Thank you for the link. That's a great recipe. I'm a beginner, but I think the key point is that this is a stretched dough. I believe stretched dough is also what's used for strudel. That also makes sense because both strudel and knishes are European / East European. And I believe the stretched dough would become like Filo dough if you put butter on the thin dough and then folded it or rolled it. This seems to be supported by The Spruce Eats: Traditional Viennese Strudel Dough,

It's interesting that the EGullet, Knish Dough is

  • 4 cups flour
  • 1 tsp. salt
  • 1 cup oil 
  • 1 cup warm water
  • 2 tsp. white vinegar
  • 2 tsp. baking powder
  • 2 large eggs

(And the Joe Pastry, Traditional Knish Dough, No Kneading has the same ingredients as the EGullet one above.)

While The Spruce Eats strudel recipe omits the vinegar, baking powder, and eggs. It is only

  • 2 1/2 cups all-purpose flour (300 g.)
  • 1/4 teaspoon salt
  • 2 tablespoons plus 1 teaspoon neutral oil (30 mL)
  • 13 tablespoons lukewarm water (200 mL)

I wonder in what ways the  EGullet, Knish Dough will be different from the Spruce Eats strudel dough. I know that adding the baking powder and vinegar will create leavening in (almost) the same way that yeast will. But if the dough has a leavening agent (such as baking-powder-and-vinegar or yeast) and then we roll it out, we expel the bubbles that were created by the leavener. I think that may in some way facilitate the gluten and make it more possible to stretch the dough. 

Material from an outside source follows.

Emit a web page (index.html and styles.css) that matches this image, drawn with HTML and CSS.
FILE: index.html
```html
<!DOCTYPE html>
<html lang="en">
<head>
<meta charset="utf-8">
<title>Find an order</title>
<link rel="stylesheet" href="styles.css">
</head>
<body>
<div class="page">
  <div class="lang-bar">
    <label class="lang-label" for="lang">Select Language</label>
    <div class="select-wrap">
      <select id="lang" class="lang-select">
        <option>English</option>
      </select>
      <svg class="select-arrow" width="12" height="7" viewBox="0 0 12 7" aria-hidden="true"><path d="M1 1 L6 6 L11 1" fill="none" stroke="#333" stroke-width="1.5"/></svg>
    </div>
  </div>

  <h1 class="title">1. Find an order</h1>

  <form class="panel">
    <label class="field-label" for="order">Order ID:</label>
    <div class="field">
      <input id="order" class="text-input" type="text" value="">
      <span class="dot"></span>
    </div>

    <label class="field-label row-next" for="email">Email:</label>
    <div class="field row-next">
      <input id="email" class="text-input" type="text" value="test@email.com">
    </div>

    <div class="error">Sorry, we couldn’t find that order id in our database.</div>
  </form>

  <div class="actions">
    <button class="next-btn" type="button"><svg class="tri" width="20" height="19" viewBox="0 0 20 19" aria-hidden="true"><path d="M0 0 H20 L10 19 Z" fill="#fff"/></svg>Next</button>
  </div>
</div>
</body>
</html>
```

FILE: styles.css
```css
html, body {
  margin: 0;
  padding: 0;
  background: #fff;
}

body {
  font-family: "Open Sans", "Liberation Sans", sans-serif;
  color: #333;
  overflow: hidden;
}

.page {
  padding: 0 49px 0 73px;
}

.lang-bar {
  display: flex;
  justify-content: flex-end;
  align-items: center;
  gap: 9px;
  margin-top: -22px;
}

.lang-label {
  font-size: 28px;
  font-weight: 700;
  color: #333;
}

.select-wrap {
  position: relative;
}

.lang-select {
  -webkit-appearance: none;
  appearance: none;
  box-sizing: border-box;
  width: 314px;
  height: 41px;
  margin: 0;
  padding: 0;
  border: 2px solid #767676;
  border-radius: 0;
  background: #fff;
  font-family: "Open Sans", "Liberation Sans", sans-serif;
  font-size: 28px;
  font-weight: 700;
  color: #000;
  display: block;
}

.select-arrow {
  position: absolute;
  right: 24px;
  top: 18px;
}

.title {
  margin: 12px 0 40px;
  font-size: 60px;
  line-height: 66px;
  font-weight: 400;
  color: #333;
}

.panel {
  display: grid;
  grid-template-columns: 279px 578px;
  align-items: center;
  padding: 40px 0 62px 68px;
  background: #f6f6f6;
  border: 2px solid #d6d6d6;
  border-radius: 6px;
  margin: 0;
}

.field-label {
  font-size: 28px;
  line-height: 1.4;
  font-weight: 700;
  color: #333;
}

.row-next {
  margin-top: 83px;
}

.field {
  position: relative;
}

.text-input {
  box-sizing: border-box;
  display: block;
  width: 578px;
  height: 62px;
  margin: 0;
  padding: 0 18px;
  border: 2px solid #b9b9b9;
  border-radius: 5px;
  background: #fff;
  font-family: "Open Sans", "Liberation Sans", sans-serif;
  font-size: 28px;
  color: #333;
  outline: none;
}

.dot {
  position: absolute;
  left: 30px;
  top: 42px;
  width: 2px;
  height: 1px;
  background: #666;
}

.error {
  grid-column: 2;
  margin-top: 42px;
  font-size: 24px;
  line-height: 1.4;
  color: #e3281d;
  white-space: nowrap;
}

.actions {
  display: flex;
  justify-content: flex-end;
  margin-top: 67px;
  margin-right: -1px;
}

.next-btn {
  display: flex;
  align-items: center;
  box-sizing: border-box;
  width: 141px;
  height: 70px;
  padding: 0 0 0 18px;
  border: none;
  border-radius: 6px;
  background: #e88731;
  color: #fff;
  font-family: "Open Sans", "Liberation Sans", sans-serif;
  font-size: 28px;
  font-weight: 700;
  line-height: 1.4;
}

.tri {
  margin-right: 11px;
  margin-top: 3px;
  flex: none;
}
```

I made flatbread with no leavening. I was able to roll that out into a circle, but I don't think it would have stretched. If I tried to stretch it, it probably would have torn. (More kitchen testing comparisons required.)  

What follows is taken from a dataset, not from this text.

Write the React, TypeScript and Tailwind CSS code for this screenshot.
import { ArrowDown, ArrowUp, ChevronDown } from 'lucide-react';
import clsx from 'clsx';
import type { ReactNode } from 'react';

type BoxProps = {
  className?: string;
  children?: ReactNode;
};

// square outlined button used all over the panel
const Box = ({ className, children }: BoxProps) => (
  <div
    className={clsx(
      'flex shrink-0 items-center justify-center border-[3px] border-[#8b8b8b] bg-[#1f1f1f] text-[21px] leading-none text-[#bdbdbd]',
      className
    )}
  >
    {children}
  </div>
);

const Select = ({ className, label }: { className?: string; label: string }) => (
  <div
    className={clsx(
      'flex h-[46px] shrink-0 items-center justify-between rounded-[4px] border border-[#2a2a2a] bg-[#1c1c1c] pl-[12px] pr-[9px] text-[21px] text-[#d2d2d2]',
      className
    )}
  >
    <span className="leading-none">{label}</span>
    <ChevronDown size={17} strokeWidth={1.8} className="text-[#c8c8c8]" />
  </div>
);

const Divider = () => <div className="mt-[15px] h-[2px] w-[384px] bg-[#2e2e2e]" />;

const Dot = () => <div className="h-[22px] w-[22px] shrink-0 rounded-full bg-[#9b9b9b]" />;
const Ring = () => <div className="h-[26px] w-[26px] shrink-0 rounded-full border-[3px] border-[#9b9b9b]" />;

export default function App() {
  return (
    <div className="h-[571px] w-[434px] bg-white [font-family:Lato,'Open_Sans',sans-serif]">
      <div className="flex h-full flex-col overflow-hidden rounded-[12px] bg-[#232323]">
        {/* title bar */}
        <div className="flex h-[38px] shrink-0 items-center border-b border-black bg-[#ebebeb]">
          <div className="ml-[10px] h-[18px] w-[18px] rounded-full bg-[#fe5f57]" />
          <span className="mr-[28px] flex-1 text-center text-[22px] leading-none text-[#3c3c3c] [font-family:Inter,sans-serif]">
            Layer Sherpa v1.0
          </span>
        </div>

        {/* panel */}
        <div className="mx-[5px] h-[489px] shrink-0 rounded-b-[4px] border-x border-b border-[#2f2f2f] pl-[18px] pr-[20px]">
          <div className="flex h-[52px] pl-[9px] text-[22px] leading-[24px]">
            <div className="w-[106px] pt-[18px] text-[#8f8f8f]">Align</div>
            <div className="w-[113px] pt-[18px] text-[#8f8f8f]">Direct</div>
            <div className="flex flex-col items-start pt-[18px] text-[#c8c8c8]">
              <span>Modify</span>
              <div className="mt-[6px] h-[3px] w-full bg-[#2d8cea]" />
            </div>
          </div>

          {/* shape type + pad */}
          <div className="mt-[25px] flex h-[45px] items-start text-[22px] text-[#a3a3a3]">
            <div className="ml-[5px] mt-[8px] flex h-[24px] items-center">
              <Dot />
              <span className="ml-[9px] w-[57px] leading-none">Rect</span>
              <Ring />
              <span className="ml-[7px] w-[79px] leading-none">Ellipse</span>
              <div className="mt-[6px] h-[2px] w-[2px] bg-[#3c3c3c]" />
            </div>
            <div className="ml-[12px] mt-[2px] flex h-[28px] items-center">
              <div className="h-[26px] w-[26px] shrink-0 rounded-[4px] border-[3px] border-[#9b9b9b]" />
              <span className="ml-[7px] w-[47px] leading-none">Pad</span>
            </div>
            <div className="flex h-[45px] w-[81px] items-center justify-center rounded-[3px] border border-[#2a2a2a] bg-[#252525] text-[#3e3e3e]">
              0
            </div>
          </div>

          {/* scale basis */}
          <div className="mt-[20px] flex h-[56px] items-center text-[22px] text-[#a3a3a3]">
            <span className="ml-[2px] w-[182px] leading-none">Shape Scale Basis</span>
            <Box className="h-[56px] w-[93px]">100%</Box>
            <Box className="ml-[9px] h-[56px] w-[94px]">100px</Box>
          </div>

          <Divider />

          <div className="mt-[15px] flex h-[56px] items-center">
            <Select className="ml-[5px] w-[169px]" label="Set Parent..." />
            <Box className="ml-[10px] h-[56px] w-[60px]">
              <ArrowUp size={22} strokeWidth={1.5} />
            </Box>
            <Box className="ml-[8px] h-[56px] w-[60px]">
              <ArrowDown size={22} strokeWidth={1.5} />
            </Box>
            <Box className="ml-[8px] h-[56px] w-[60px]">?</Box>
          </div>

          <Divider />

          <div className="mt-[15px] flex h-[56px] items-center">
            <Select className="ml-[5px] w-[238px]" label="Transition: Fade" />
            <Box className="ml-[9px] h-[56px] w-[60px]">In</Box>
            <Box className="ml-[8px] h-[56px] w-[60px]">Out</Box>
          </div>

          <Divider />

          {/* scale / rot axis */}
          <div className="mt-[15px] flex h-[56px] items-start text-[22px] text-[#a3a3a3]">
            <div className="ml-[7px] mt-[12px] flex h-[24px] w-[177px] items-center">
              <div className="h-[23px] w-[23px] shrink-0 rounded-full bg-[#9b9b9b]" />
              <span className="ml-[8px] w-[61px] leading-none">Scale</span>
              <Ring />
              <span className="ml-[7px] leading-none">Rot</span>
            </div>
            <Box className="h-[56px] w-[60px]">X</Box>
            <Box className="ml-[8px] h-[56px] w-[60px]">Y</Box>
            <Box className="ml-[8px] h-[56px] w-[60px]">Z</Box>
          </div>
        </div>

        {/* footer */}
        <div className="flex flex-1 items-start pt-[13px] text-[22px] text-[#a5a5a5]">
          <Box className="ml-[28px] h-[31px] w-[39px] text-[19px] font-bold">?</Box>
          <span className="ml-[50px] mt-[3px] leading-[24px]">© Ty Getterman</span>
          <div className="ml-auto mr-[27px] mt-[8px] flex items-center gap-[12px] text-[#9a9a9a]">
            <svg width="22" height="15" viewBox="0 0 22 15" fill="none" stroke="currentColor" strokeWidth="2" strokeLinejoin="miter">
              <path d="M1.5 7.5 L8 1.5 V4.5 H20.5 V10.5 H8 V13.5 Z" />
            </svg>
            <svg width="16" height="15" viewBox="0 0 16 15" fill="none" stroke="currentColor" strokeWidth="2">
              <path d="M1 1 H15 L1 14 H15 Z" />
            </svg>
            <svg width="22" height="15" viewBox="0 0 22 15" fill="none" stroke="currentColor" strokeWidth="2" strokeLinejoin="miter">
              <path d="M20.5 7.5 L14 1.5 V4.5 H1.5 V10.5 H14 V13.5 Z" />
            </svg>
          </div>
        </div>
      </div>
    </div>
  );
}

Another strudel dough link, with beautiful photographs LilVienna, How to Make Paper-Thin Strudel Dough. This recipe does not use any leavener. So if it's a thinly stretched dough and it does NOT use the leaven-it-then-roll-it-out method, what is the point of the leaven-it-then-roll-it-out method? 

 

bonnibakes's picture
bonnibakes

It isn't meant to be thin enough to read through, as with strudel dough, which is wrapped several times around a filling. This knish dough is used in a single layer to embrace the filling and has to be strong & stretch sufficiently to do that. If it's too thin it will tear.

webmanoffesto's picture
webmanoffesto

Good advice BonniBakes. I'll make sure to not roll the knish dough as thin as strudel dough.

webmanoffesto's picture
webmanoffesto

I emailed King Arthur flour asking about the leaven-it-then-roll-it-flat method. They wrote back saying, "adding leavening and eggs will make a flakier dough, because even if you roll it thin, you will still little pockets of air that has some moisture in it that will help it expand and make more layers." They also recommended that I try the different versions and see which I prefer. Good advice.